T. Herman Zweibel (Publisher Emeritus (photo circa 1911))

Recently, I was paid perhaps the highest compliment I have ever received when Time magazine named me “America’s oldest living slab of carrion.” Odd that such words of praise should come from the mouth-piece of my hated enemy, Henry Luce. I must remember to have Standish send him a case of corn-syrup with my heartiest wishes.

Speaking of rival publications, the other day, a woman from one of those milque-toast ladies’ gazettes came to the estate to interview me. Before I could overcome my disgust at the spectacle of a lady-reporter, she had the gall to ask me if I had any tips for her reader-ship for living a long and fruitful life. There was no way in the world I would impart wise and useful advice to the enemy, so I immediately had the woman expelled from the estate, and decided that for to-day’s column I would share with my loyal Onion readers some of my personal good habits to which I credit my great longevity.

1. Continuous exposure to asbestos. 2. Steadfast intolerance toward the Flemish. 3. Belief in a stern and vengeful God. 4. Watching big things burn. 5. A daily ride aboard my estate’s shoot-the-chutes until the age of 98. 6. An insistence that strangers maintain a minimum distance of 63 yards from me at alltimes. 7. Routine injections of bull-semen. 8. Bringing a cinder-block down upon the head of Brickton Atlas-Trumpet editor P. Oliver Gummidge. That act alone added 35 years to my life. 9. Possession of a magical ruby ring. 10. The storage of several of my vital organs in protective jars. 11. Use of Dr. Klimpt’s Poultry Liniment.
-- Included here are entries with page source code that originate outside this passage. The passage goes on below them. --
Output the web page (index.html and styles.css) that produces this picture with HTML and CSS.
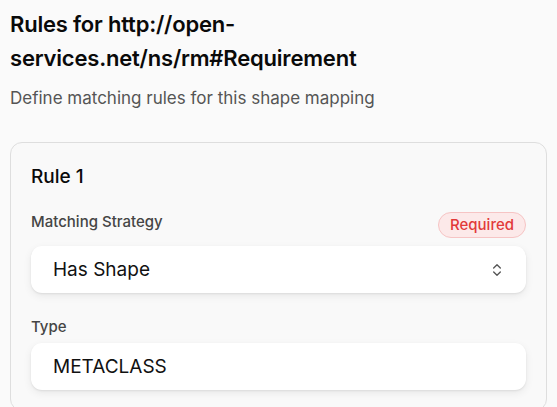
FILE: index.html
```html
<!DOCTYPE html>
<html lang="en">
<head>
<meta charset="utf-8">
<title>Rules</title>
<link rel="stylesheet" href="styles.css">
</head>
<body>
<main class="page">
  <header class="head">
    <h1 class="title">Rules for http://open-services.net/ns/rm#Requirement</h1>
    <p class="subtitle">Define matching rules for this shape mapping</p>
  </header>
  <section class="card">
    <h2 class="rule-title">Rule 1</h2>
    <div class="field">
      <div class="label-row">
        <span class="label">Matching Strategy</span>
        <span class="badge">Required</span>
      </div>
      <div class="control select">
        <span class="value">Has Shape</span>
        <svg class="chev" width="16" height="16" viewBox="0 0 24 24" fill="none" stroke="currentColor" stroke-width="2" stroke-linecap="round" stroke-linejoin="round"><path d="m7 15 5 5 5-5"/><path d="m7 9 5-5 5 5"/></svg>
      </div>
    </div>
    <div class="field">
      <div class="label-row">
        <span class="label">Type</span>
      </div>
      <div class="control">
        <span class="value">METACLASS</span>
      </div>
    </div>
  </section>
</main>
</body>
</html>
```
FILE: styles.css
```css
* { box-sizing: border-box; }
html, body { margin: 0; padding: 0; }
body {
  background: #fafafa;
  font-family: Inter, "Noto Sans", "Liberation Sans", sans-serif;
  color: #111;
  overflow: hidden;
}
.page {
  padding: 7px 10px 0 10px;
}
.head { display: flex; flex-direction: column; }
.title {
  margin: 0;
  font-size: 22px;
  font-weight: 600;
  line-height: 34px;
  color: #0a0a0a;
  letter-spacing: -0.2px;
}
.subtitle {
  margin: 12px 0 0 0;
  font-size: 17px;
  line-height: 22px;
  color: #555;
}
.card {
  margin-top: 33px;
  border: 1px solid #dedede;
  border-radius: 12px;
  background: #f9f9f9;
  padding: 20px 20px 20px 20px;
  display: flex;
  flex-direction: column;
}
.rule-title {
  margin: 0;
  font-size: 19px;
  font-weight: 500;
  line-height: 28px;
  color: #0a0a0a;
}
.field { display: flex; flex-direction: column; }
.field + .field { margin-top: 24px; }
.rule-title + .field { margin-top: 21px; }
.label-row {
  display: flex;
  justify-content: space-between;
  align-items: flex-start;
}
.label {
  font-size: 15px;
  font-weight: 500;
  line-height: 20px;
  color: #454545;
}
.badge {
  height: 26px;
  padding: 0 11px;
  border-radius: 13px;
  background: #fce9e9;
  border: 1px solid #f6c4c4;
  color: #e23a3a;
  font-size: 15px;
  font-weight: 500;
  line-height: 24px;
}
.label-row + .control { margin-top: 6px; }
.label-row:has(.badge) + .control { margin-top: 8px; }
.control {
  height: 47px;
  background: #fff;
  border-radius: 11px;
  box-shadow: 0 1px 2px rgba(0,0,0,0.08), 0 3px 8px rgba(0,0,0,0.07);
  display: flex;
  align-items: center;
  justify-content: space-between;
  padding: 0 21px 0 22px;
}
.value {
  font-size: 19px;
  line-height: 24px;
  color: #111;
}
.chev { color: #555; }
```
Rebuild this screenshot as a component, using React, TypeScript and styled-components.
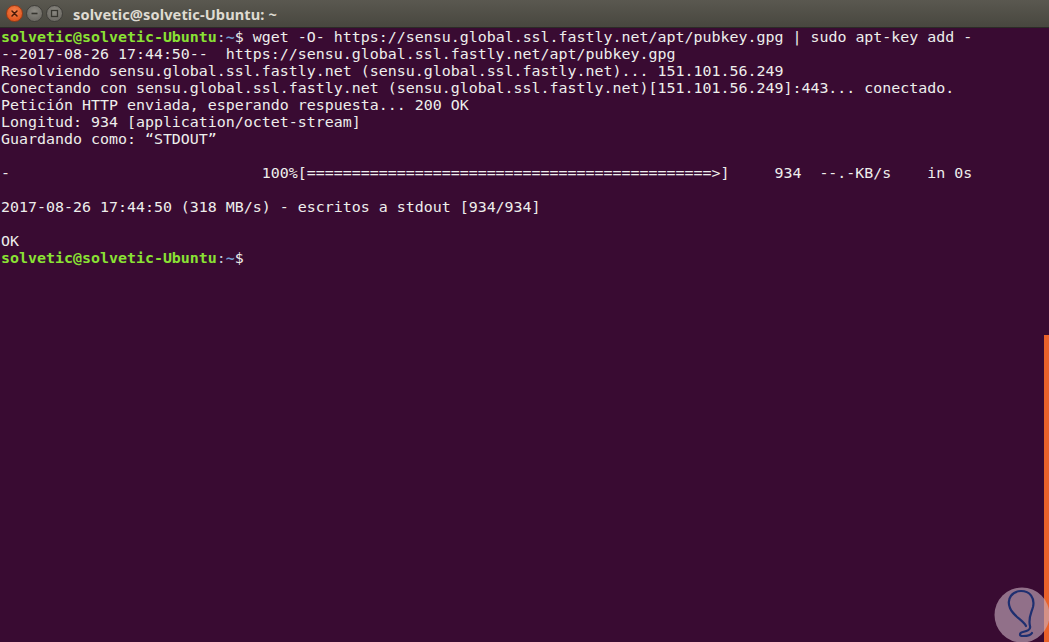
import React from "react";
import styled, { createGlobalStyle } from "styled-components";

const Global = createGlobalStyle`
  html, body { margin: 0; padding: 0; width: 100%; height: 100%; overflow: hidden; background: #390b32; }
  #root { width: 100%; height: 100%; }
`;

const Window = styled.div`
  position: relative;
  width: 1049px;
  height: 642px;
  display: flex;
  flex-direction: column;
  background: #390b32;
  overflow: hidden;
`;

const TitleBar = styled.div`
  height: 27px;
  flex: 0 0 27px;
  display: flex;
  align-items: center;
  padding-left: 6px;
  gap: 2px;
  background: linear-gradient(#5a5850, #48473f);
  border-bottom: 1px solid #2c2b27;
  box-sizing: content-box;
`;

const Btn = styled.div<{ $close?: boolean }>`
  width: 17px;
  height: 17px;
  border-radius: 50%;
  box-sizing: border-box;
  display: flex;
  align-items: center;
  justify-content: center;
  margin-right: 1px;
  background: ${(p) =>
    p.$close
      ? "radial-gradient(circle at 50% 35%, #f5834d, #e25a22 70%)"
      : "radial-gradient(circle at 50% 35%, #8c8a83, #6e6c66 70%)"};
  border: 1px solid ${(p) => (p.$close ? "#9a3a14" : "#3f3e3a")};
`;

const Title = styled.div`
  margin-left: 7px;
  font-family: "Noto Sans", "Open Sans", sans-serif;
  font-weight: 700;
  font-size: 14.6px;
  color: #dfdbd2;
  letter-spacing: 0.1px;
`;

const Terminal = styled.div`
  flex: 1;
  padding: 1px 0 0 1px;
  font-family: "DejaVu Sans Mono", "Liberation Mono", monospace;
  font-size: 14.95px;
  line-height: 17px;
  color: #eeeeec;
  white-space: pre;
`;

const Line = styled.div`
  height: 17px;
`;

const User = styled.span`
  color: #8ae234;
  font-weight: 700;
`;

const Path = styled.span`
  color: #729fcf;
  font-weight: 700;
`;

const Colon = styled.span`
  color: #c8c8d8;
`;

const Scrollbar = styled.div`
  position: absolute;
  right: 0;
  top: 335px;
  bottom: 0;
  width: 5px;
  background: #e9622a;
`;

const Watermark = styled.svg`
  position: absolute;
  right: -2px;
  bottom: -2px;
`;

const Prompt = () => (
  <>
    <User>solvetic@solvetic-Ubuntu</User>
    <Colon>:</Colon>
    <Path>~</Path>$
  </>
);

const progress =
  "-                            100%[" +
  "=".repeat(45) +
  ">]     934  --.-KB/s    in 0s";

export default function App() {
  return (
    <Window>
      <Global />
      <TitleBar>
        <Btn $close>
          <svg width="9" height="9" viewBox="0 0 9 9">
            <path d="M2 2 L7 7 M7 2 L2 7" stroke="#4a1a08" strokeWidth="1.5" strokeLinecap="round" />
          </svg>
        </Btn>
        <Btn>
          <svg width="9" height="9" viewBox="0 0 9 9">
            <path d="M1.5 4.5 H7.5" stroke="#36352f" strokeWidth="1.6" />
          </svg>
        </Btn>
        <Btn>
          <svg width="9" height="9" viewBox="0 0 9 9">
            <rect x="1.5" y="1.5" width="6" height="6" fill="none" stroke="#36352f" strokeWidth="1.3" />
          </svg>
        </Btn>
        <Title>solvetic@solvetic-Ubuntu: ~</Title>
      </TitleBar>
      <Terminal>
        <Line>
          <Prompt /> wget -O- https://sensu.global.ssl.fastly.net/apt/pubkey.gpg | sudo apt-key add -
        </Line>
        <Line>--2017-08-26 17:44:50--  https://sensu.global.ssl.fastly.net/apt/pubkey.gpg</Line>
        <Line>Resolviendo sensu.global.ssl.fastly.net (sensu.global.ssl.fastly.net)... 151.101.56.249</Line>
        <Line>Conectando con sensu.global.ssl.fastly.net (sensu.global.ssl.fastly.net)[151.101.56.249]:443... conectado.</Line>
        <Line>Petición HTTP enviada, esperando respuesta... 200 OK</Line>
        <Line>Longitud: 934 [application/octet-stream]</Line>
        <Line>Guardando como: “STDOUT”</Line>
        <Line> </Line>
        <Line>{progress}</Line>
        <Line> </Line>
        <Line>2017-08-26 17:44:50 (318 MB/s) - escritos a stdout [934/934]</Line>
        <Line> </Line>
        <Line>OK</Line>
        <Line>
          <Prompt />
        </Line>
      </Terminal>
      <Scrollbar />
      <Watermark width="58" height="58" viewBox="0 0 58 58">
        <circle cx="29" cy="29" r="27.5" fill="rgba(200,175,190,0.62)" />
        <path
          d="M33 40 C 30 34, 20 30, 17 22 C 13 12, 20 5, 28 5 C 37 5, 42 12, 40 21 C 38 28, 35 32, 37 40 C 38 44, 34 45, 30 46 C 26 47, 26 50, 30 50 C 35 50, 38 49, 39 47"
          fill="none"
          stroke="#1f2f70"
          strokeWidth="2.2"
          strokeLinecap="round"
          strokeLinejoin="round"
        />
      </Watermark>
    </Window>
  );
}
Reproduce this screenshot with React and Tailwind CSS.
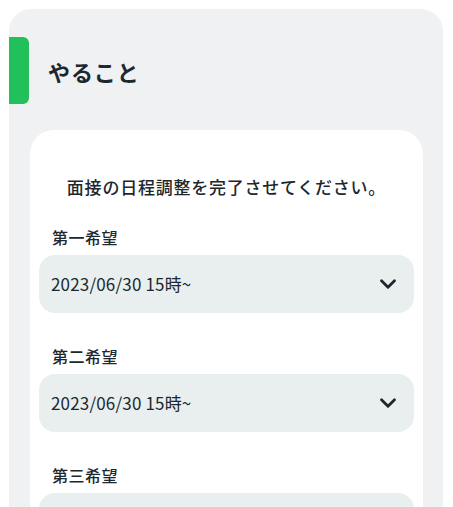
import { ChevronDown } from 'lucide-react';

const choices = [
  { label: '第一希望', value: '2023/06/30 15時~' },
  { label: '第二希望', value: '2023/06/30 15時~' },
  { label: '第三希望', value: '2023/06/30 15時~' },
];

const App = () => {
  return (
    <div
      className="h-screen overflow-hidden bg-white pl-[9px] pr-[10px] pt-[9px] text-[#1c282e]"
      style={{ fontFamily: '"Noto Sans CJK JP", "Noto Sans", sans-serif' }}
    >
      <div className="bg-[#f0f1f3] rounded-t-[22px] pt-[28px] pr-[20px] h-[520px]">
        {/* Header */}
        <div className="flex items-center">
          <div className="w-[20px] h-[67px] bg-[#22c05a] rounded-r-[6px]" />
          <h1 className="ml-[19px] text-[22px] font-bold leading-none tracking-[0.04em]">やること</h1>
        </div>

        {/* Card */}
        <div className="ml-[21px] mt-[26px] bg-white rounded-t-[24px] px-[9px] pt-[45px] pb-6">
          <p className="text-center text-[17px] leading-[24px] font-medium tracking-[0.045em]">
            面接の日程調整を完了させてください。
          </p>

          <div className="mt-[27px] flex flex-col gap-[32px]">
            {choices.map((c) => (
              <div key={c.label}>
                <p className="ml-[13px] text-[16px] leading-[22px] font-medium tracking-[0.03em]">{c.label}</p>
                <div className="mt-[7px] h-[58px] bg-[#e8efee] rounded-[16px] flex items-center justify-between pl-[12px] pr-[13px]">
                  <span className="text-[17px] tracking-[0.01em]">{c.value}</span>
                  <ChevronDown className="w-[26px] h-[26px]" strokeWidth={2.6} />
                </div>
              </div>
            ))}
          </div>
        </div>
      </div>
    </div>
  );
};

export default App;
I understand that these habits are unattainable or incomprehensible to those of common birth-right, as they should be. But the wise and upright man will mark my words, and mark them well! I didn’t live 127 years by sipping tea and letting people defecate on me, except for pleasure! “Eternal Vigilance” and “Knife The Bastards” are the time-honored mottos of the Zweibel clan, and if you’ve got any sense, you’ll adopt them too.

T. Herman Zweibel, the great grandson of Onion founder Friedrich Siegfried Zweibel, was born in 1868, became editor of The Onion at age 20, and persisted in various editorial posts until his launching into space in 2001. Zweibel’s name became synonymous with American business success in the 20th century. Many consider him the “Father Of American Journalism,” also the title of his well-known 1943 biography, written by Norman Rombauer.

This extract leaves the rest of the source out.